Le village de Mavadzani, un bidonville de 13 hectares où vivaient près de 5 000 personnes, n’est plus qu’un amas de tôles et de gravats. Prévenus à l’avance, la majorité des habitants se sont organisés pour récupérer les tôles, bâches plastiques et autres matériaux de fortune et sont partis à la recherche d’un nouveau coin de terre où reconstruire une habitation précaire. Sur les 465 cases détruites, la préfecture n’a proposé de solution d’hébergement qu’à 52 familles, celles qui avaient des papiers. Et encore s’agit-il de solutions temporaires, pour certains dans des préfabriqués.
Pour justifier ces expulsions, l’État met en avant un plan de construction d’un nouveau quartier, avec logements, crèche, école, commerces et même gendarmerie. Les habitants savent bien que la plupart d’entre eux ne pourront en profiter car il n’y aura pas assez de logements neufs et ils seront inaccessibles aux familles sans papiers. Et comme l’ont montré bien des décasages précédents, les chantiers prennent des années et en attendant il faut se débrouiller pour se mettre à l’abri.

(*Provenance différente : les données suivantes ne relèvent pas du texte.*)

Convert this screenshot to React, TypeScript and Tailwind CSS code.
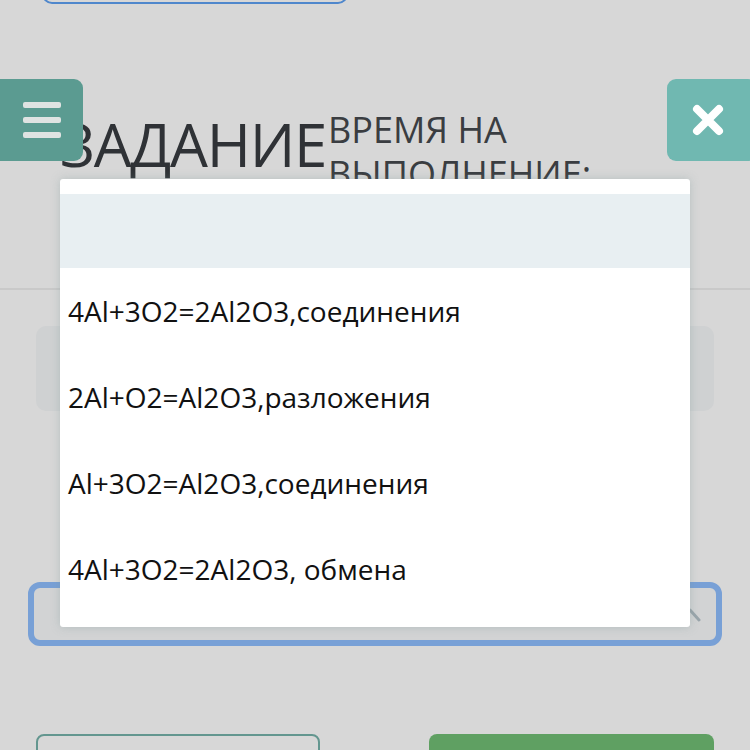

Il y a de quoi être en colère et c’est pour réprimer une éventuelle réaction des habitants que la préfecture a fait venir 150 gendarmes supplémentaires, chargés de surveiller, arme au poing, que la destruction se déroulait sans encombre. Pour mener à bien sa guerre contre les pauvres, l’appareil d’État a ses spécialistes. Ainsi la personne de la préfecture chargée de la « résorption de l’habitat insalubre » s’est vantée de l’organisation minutieuse de l’opération, préparée depuis plus d’un an.
On voit quel est le sens des priorités des autorités dans cette île où l’eau continue à être coupée plusieurs jours par semaine, où des milliers d’enfants sont privés d’école, et où des épidémies de la misère, comme le choléra, sévissent. L’État, lui, se préoccupe de maintenir son ordre bourgeois, avec des fusils pour mettre des familles à la rue, et des gradés pour s’en féliciter.